I have done an absurd amount of writing today and I haven’t actually consumed any pop culture since I woke up. Here’s a quick enumeration. I did a review for work of the new album by Icelandic indie folk/pop band Of Monsters and Men, My Head Is An Animal (which I recommend checking out), I finished up an interview with Canadian rock band Zeus for work (which should be up tomorrow or so), I reviewed The Hunger Games, and I reviewed a volume of the manga Elfen Lied. That’s not even counting all of the writing I did last night either after I finally finished watching Game of Thrones at around 8 PM or so. This particlular review has been nearly a week in the making, and I’m ashamed that I keep allowing myself to fall behind like this. But it’s only days off like Tuesday and Friday that I seem to be able to find the time to do any blogging any more (well personal blogging. I still do plenty of work blogging). My other days off, the weekend, are usually spent having an actual social life. Oh well, I guess I just have to use today’s like this to catch up and hopefully not allow myself to fall behind this ridiculously ever again. And without further ado, let’s return to this twist-filled disc of Doctor Who.
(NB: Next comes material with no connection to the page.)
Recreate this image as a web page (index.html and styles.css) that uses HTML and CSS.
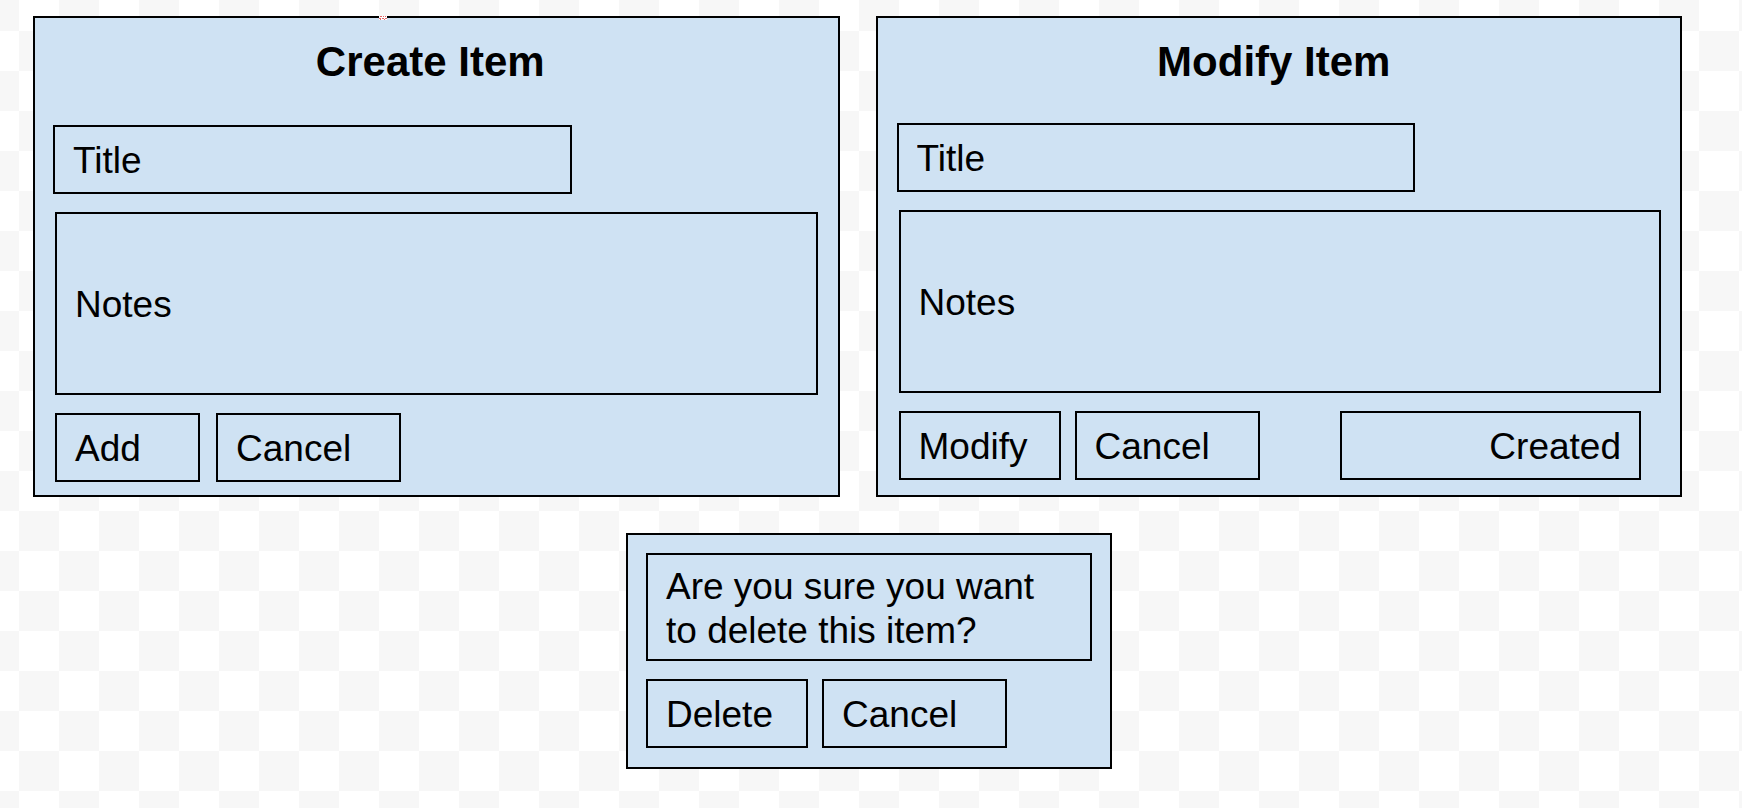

The Doctor, Amy, and Rory land outside a Scottish castle. Amy thinks they’re in the far past, but when Rory hears the distant tunes of a Dusty Springfield song, he guesses they’re in the present. It turns out they’re both wrong as they are in the future at a secret government factory that mines a certain type of acid or liquid because it has the ability to be shaped into any matter whatsoever. It’s actually being used to create a race of disposable slave labor known as Dopplegangers, that have all of the memories and emotions of the human beings they’ve essentially been cloned from. When a solar storm momentarily knocks out the power at the factory (and knocks everyone inside unconscious), all of the Gangers have gotten free, and no one in the factory is able to tell for sure whether they are a Ganger or a real human. It’s like being a Cylon and not realizing it til you’re remotely activated except none of the Gangers are evil (except for one who’s gone insane). They’re just carbon copies of the human who are being forced to realize that they aren’t real people. There’s even a Ganger of the Doctor. That’s a two-parter. The last part of the disc is the first episode of another “two-parter” because at the end of the last one, it turns out that Amy really has been pregnant this whole time and her real body is being held in another location and the Doctor has to assemble an Army to get her back. I don’t feel like recapping the whole thing, but let’s just say the Doctor finds Amy, but they aren’t able to rescue her daughter yet, but it turns out that River Song is Amy and Rory’s daughter!
Probably because I wound up making an immediate comparison to Battlestar Galactica, I wasn’t completely crazy about “The Rebel Flesh”/”The Almost People” until the last episode when they started adding more emotional gravitas to what was happening. However, all of the scenes where there were two Doctors in the same room were brilliant and the twist at the end where we found out that Amy wasn’t really there was pretty brutal. Rory got plenty of great scenes in these two episodes (and even more in the disc-ender), and every episode I watch, he becomes my favorite Companion in the history of the new series. I’m realizing how weird my standards for this season of Doctor Who have become when I say I’m not crazy about something that was better than 75% of the episodes that were made during the Russell T. Davies years. However, “A Good Man Goes to War” was practically perfect with a huge twist, clever writing, memorable lines, and the Doctor at one of his most bad-ass moments. This season is, so far, chock full of episodes that have blown away nearly everything else from previous seasons and “The Doctor Goes To War” is just another example of this. The River/Doctor romance has been one of the best parts of the last two and a half seasons and this is just another example of how this is true.
I could write so much more but I watched these episodes nearly a week ago like seemingly everything else I’ve reviewed these last two evenings, so I’m just going to stop. Season 6 so far has blown every single other season of Doctor Who out of the water (and that includes the stellar Season 5). It’s taking the show down a darker more mature road, and I know that alienated some of the series fans, but I’ve really enjoyed this more grown-up direction. Steven Moffat is officially a member of the Joss Whedon Genius of Television Sci-Fi club that only also includes Joss Whedon (obviously), J. J. Abrams, Damon Lindelof and Carlton Cuse. He’s that good of a showrunner.